The array in the simulations is composed of equispaced N = 32. The received data vector is as that of (85.1). Two interfering signals with \( \left\{ {\theta_{ 1} ,\eta_{ 1} } \right\} = \{ 25^{\text{o}} , \, 10{\text{dB}}\} \) and \( \left\{ {\theta_{ 2} ,\eta_{ 2} } \right\} = \{ 45^{\text{o}} , \, 20{\text{dB}}\} \) are impinging on the array.

Figure 85.1 shows the output SINR versus direction mismatch θ _s for a fixed \( S = \, 3 \). We can observe from this figure that the output SINR of the adaptive array decreases rapidly as θ _s increases for large SNR. By comparing the approximations of SINR computed from (85.8) with the simulation results, we see that the analytical results are close to the simulation results.

Fig. 85.1

Output SINR versus θs S = 3

Figure 85.2 shows the output SINR versus direction mismatch \( \theta_{s} \) for a fixed \( S = \, 5 \). For comparison, the analytical results of output SINR using (85.8) are also plotted. Again, the analytical results are close to the simulation results. Comparing the results of Fig. 85.1 with the corresponding results shown in Fig. 85.2, we see that the beam width of these beam former increases as S increases.

Fig. 85.2

Output SINR versus θs.
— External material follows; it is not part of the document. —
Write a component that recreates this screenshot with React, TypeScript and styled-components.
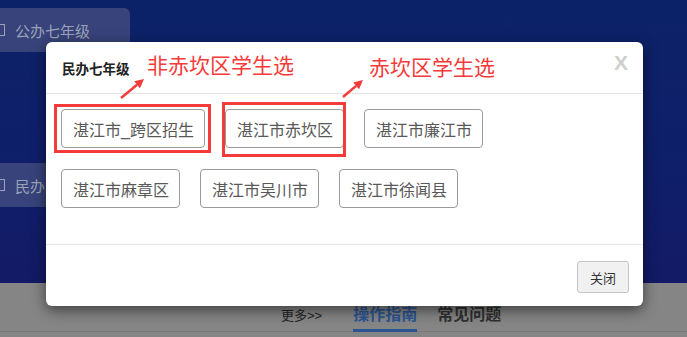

S = 5

5 Conclusion

We derive the effect of angular mismatch on the recently addressed (RCB). This beam former employs the derivative constraints to obtain the interference correlation matrix. Then, the pseudo-interference is injected into the RCB to provide robustness against direction mismatch. With the GSC as the underlying structure, the output SINR is investigated. It shows that the angular beam width increases as the order of the derivative constraints increases. Simulation results are furnished as well to justify this new approach.